This function is provided as a basis for visualizing the Mandelbrot set with
phasePortrait. While usual visualizations color the points
outside the Mandelbrot set dependent on the velocity of divergence,
this function produces the information required for coloring the Mandelbrot
set itself. For numbers that can be identified as not being elements of the
Mandelbrot set, we obtain a NaN+NaNi value; for all other numbers,
the function gives back the value after a user-defined number of iterations.
The function has been implemented in C++; it runs fairly fast.
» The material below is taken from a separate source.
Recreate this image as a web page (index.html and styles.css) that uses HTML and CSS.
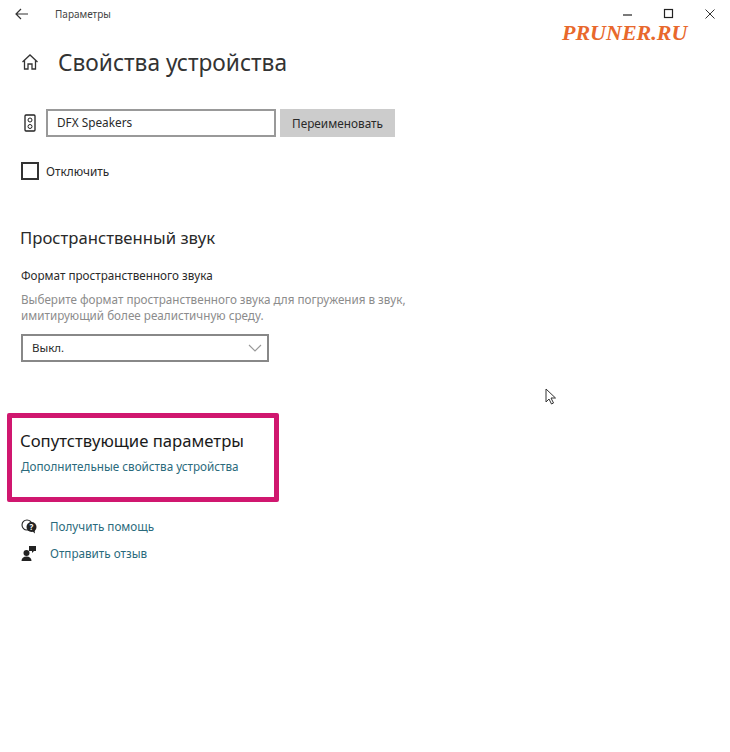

mandelbrot(z, itDepth = 500L)
| z | Complex number; the point in the complex plane to which the output of the function is mapped |
|---|---|
| itDepth | An integer which defines the depth of the iteration, i.e. the
maximum number of iteration (default: |
Either NaN+NaNi or the complex number obtained after
itDepth iterations
The Mandelbrot set comprises all complex numbers z for which the
sequence a[n+1] = a[n]^2 + z starting with a[0] = 0 remains
bounded for all n > 0. This condition is certainly not true, if, at
any time, abs(a[]) >= 2. The function mandelbrot performs the
iteration for n = 0, ..., itDepth - 1 and permanently checks for
abs(a[n+1]) >= 2. If this is the case, it stops the iteration and
returns NaN+NaNi. In all other cases, it returns a[itDepth].
Other fractals:
juliaNormal()
Other maths:
blaschkeProd(),
jacobiTheta(),
juliaNormal()
# This code shows the famous Mandelbrot figure in total, just in the # opposite way as usual: the Mandelbrot set itself is colored, while the # points outside are uniformly black. # Adjust xlim and ylim to zoom in wherever you like. # \donttest{ phasePortrait(mandelbrot, xlim = c(-2.3, 0.7), ylim = c(-1.2, 1.2), hsvNaN = c(0, 0, 0), nCores = 1) # Max. two cores on CRAN, not a limit for your use # }